Central Plains Friday: Triple Point or Dryline?
The Rundown
On Friday, a negatively tilted trough ejects eastward off the Rockies and provides forcing to get vertical motion going. At the surface, areas near the resulting surface low in Nebraska/northern Kansas will be a favorable spot for severe weather. Farther south there will be a dryline extending into Kansas and Oklahoma that will be an area of surface convergence for severe storms as well. The usual questions about the cap remain, and how the diminishing forcing for ascent into Oklahoma may limit chances down that far south.
Friday: Oklahoma, Kansas, Nebraska
I might have been a little aggressive drawing the trough axis, but still have a negative tilted trough ejecting to the east northeast and providing forcing for ascent across the central Plains. This certainly is favorable for severe weather in a vacuum. The caveats are with capping expected and nothing but a dryline (and maybe an outflow boundary) to focus things at the surface how widespread will storms be? There will be two general locations to be looking for storms tomorrow.
- At the “triple point” near the surface low up in NE Kansas and SE Nebraska
- South into southern Kansas and into Oklahoma along the dryline
I suppose I should look at each option and do a quick breakdown.
Triple Point: Surface Low Helps Convergence and Cap Will Break Up There
One area that is certain to get some storms will be near the low pressure where surface convergence will be the greatest and support for lifting aloft will also be overhead. Couple with that some impressive instability, strong lapse rates, and good amounts of shear and you have a situation where all modes of severe weather will be possible. These storms will eventually cluster and start working to the east as the trailing cold front swings to the east by nighttime.
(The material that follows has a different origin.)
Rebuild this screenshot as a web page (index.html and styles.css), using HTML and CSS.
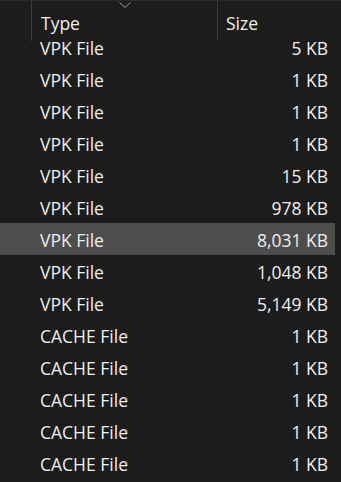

With these storms, giant hail and a couple of tornadoes will be the primary threat. As of this morning, odds are increasing of these threats up near the triple point.
The Dryline: Oklahoma and Kansas With Supercell Potential
The dryline is always going to be more conditional on the subject of if storms will fire. I think a few will in Kansas and Northern Oklahoma as the stronger upper level winds nose into the region. Closer to the low, there will be an issue of very low storm relative winds at the 4-6 km level. What this does is mean the storms will tend to ingest their own rain/stable air coming in the downdrafts and potentially short-circuit the updraft process. Farther south, they should be strong enough to support some high precipitation supercells.
The problem farther south is the forcing for ascent won’t be as strong. So storms may struggle to get going initially vs the capping that should be there. In other words, we have a few ways storms down here could fail.
If they do fire off though, potential for strong tornadoes with large hail will be present.
tl;dr version
A negatively tilted trough coming off the Rockies and resultant surface low will provide for a severe weather threat across the central Plains. Near the surface low in northern Kansas/southern Nebraska, there will be a greater probability of experiencing severe weather, especially large hail. Some tornadoes will be possible though. Farther south, the odds of experiencing severe weather is lower but I think the potential for stronger tornadoes is higher.